▶ [Recorded data]

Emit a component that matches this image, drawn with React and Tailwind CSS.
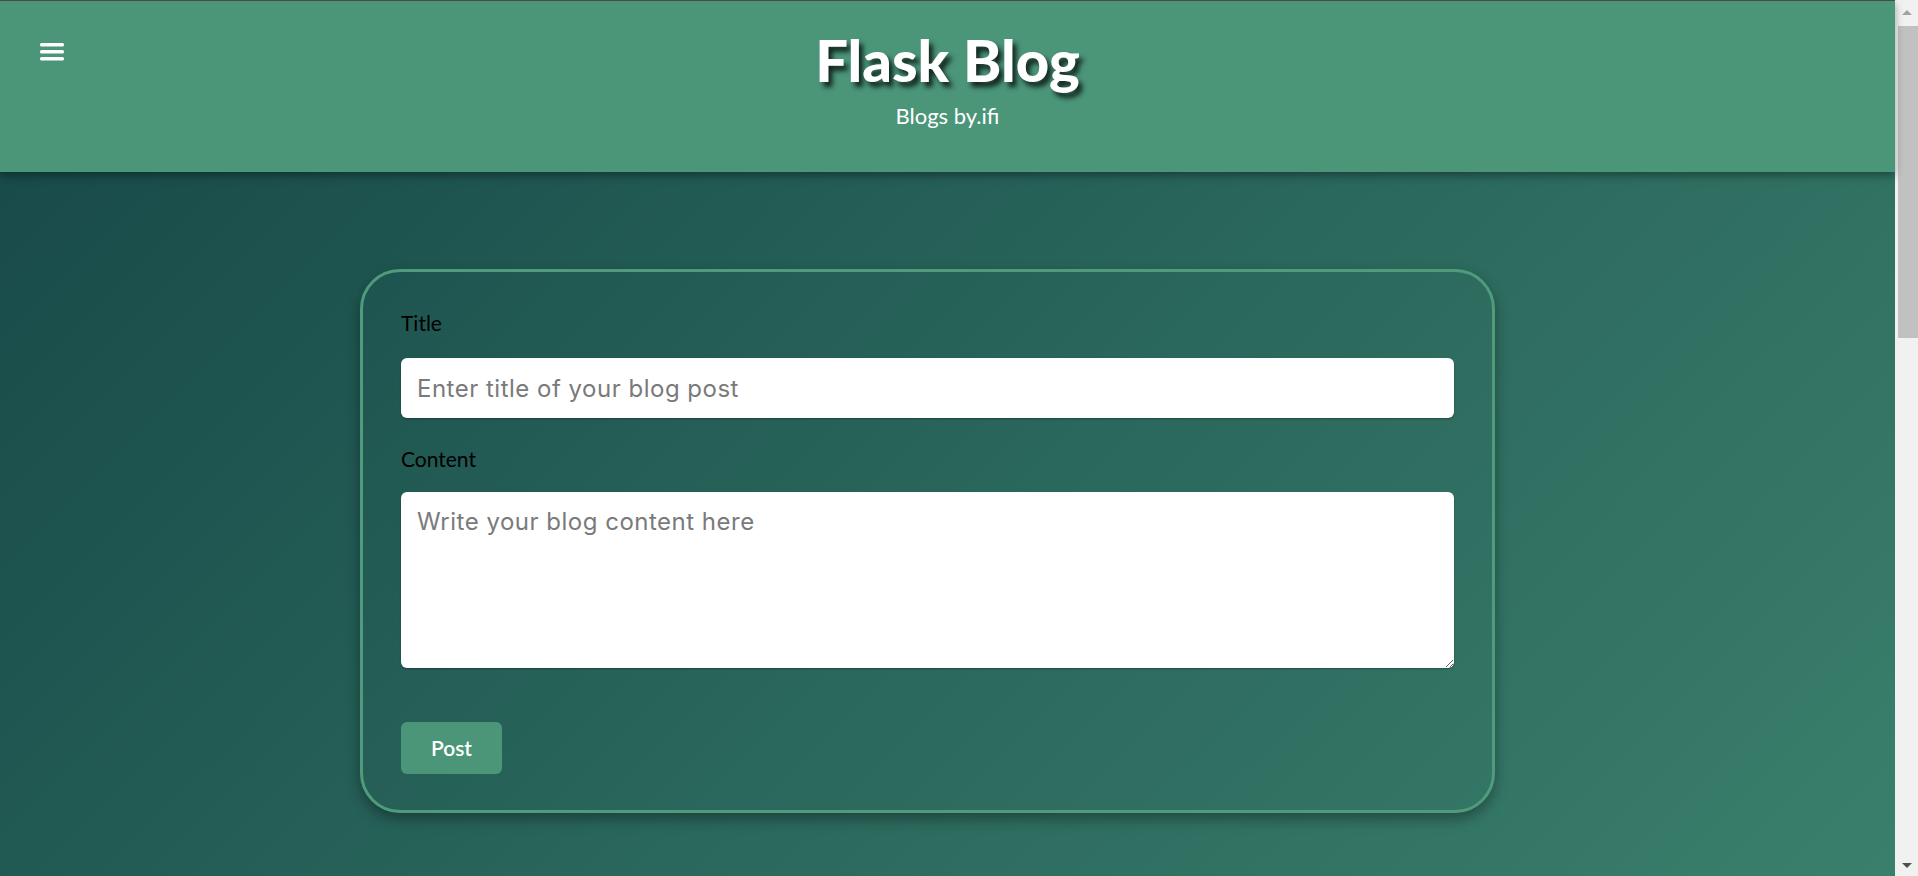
import React from 'react';

const Header = () => (
  <header className="relative h-[172px] shrink-0 bg-[#4b9579] border-t border-[#4a4a4a] shadow-[0_4px_8px_rgba(0,0,0,0.35)] z-10">
    <button className="absolute left-[40px] top-[42px] w-[24px] h-[18px]" aria-label="menu">
      <svg viewBox="0 0 24 18" className="w-[24px] h-[18px]">
        <rect x="0" y="0" width="24" height="3.4" rx="1.5" fill="#fff" />
        <rect x="0" y="7" width="24" height="3.4" rx="1.5" fill="#fff" />
        <rect x="0" y="14" width="24" height="3.4" rx="1.5" fill="#fff" />
      </svg>
    </button>
    <div className="flex flex-col items-center pt-[24px]">
      <h1 className="text-[58px] leading-[70px] font-black text-white [text-shadow:4px_5px_5px_rgba(0,0,0,0.75)] font-['Lato',sans-serif]">
        Flask Blog
      </h1>
      <p className="mt-[8px] text-[22px] leading-[26px] text-white font-['Lato',sans-serif]">Blogs by.ifi</p>
    </div>
  </header>
);

const PostForm = () => (
  <form className="ml-[360px] w-[1135px] mt-[97px] rounded-[40px] border-[3px] border-[#4f9b7b] shadow-[0_6px_14px_rgba(0,0,0,0.35)] px-[38px] pt-[39px] pb-[36px] font-['Lato',sans-serif]">
    <label className="block text-[21px] leading-[24px] text-black">Title</label>
    <input
      type="text"
      placeholder="Enter title of your blog post"
      className="mt-[23px] block w-full h-[60px] rounded-[6px] bg-white px-[16px] text-[24px] tracking-[0.5px] text-gray-700 placeholder:text-[#7a7a7a] shadow-[0_1px_2px_rgba(0,0,0,0.3)] outline-none font-['Inter',sans-serif]"
    />
    <label className="mt-[29px] block text-[21px] leading-[24px] text-black">Content</label>
    <textarea
      placeholder="Write your blog content here"
      className="mt-[21px] block w-full h-[176px] rounded-[6px] bg-white px-[16px] py-[12px] text-[24px] tracking-[0.5px] text-gray-700 placeholder:text-[#7a7a7a] shadow-[0_1px_2px_rgba(0,0,0,0.3)] outline-none font-['Inter',sans-serif]"
    />
    <button
      type="button"
      className="mt-[54px] block w-[101px] h-[52px] rounded-[6px] bg-[#4b9579] text-white text-[21px] font-semibold"
    >
      Post
    </button>
  </form>
);

const Scrollbar = () => (
  <div className="w-[23px] shrink-0 h-full bg-[#f1f1f1] flex flex-col items-center">
    <div className="h-[24px] flex items-center justify-center">
      <div className="w-0 h-0 border-l-[5px] border-r-[5px] border-b-[5px] border-l-transparent border-r-transparent border-b-[#a3a3a3]" />
    </div>
    <div className="ml-[2px] w-[20px] h-[312px] bg-[#c1c1c1] mt-[2px]" />
    <div className="flex-1" />
    <div className="h-[22px] flex items-center justify-center">
      <div className="w-0 h-0 border-l-[5px] border-r-[5px] border-t-[5px] border-l-transparent border-r-transparent border-t-[#505050]" />
    </div>
  </div>
);

export default function App() {
  return (
    <div className="flex h-screen overflow-hidden">
      <main className="flex-1 flex flex-col bg-[linear-gradient(135deg,#164747_0%,#2a675c_55%,#3a7f6c_100%)]">
        <Header />
        <PostForm />
      </main>
      <Scrollbar />
    </div>
  );
}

▶ [Exercise task]
Scan the lines for the string "React". Pick out every line that has it.

▶ [Task solution]
Emit a component that matches this image, drawn with React and Tailwind CSS.
import React from 'react';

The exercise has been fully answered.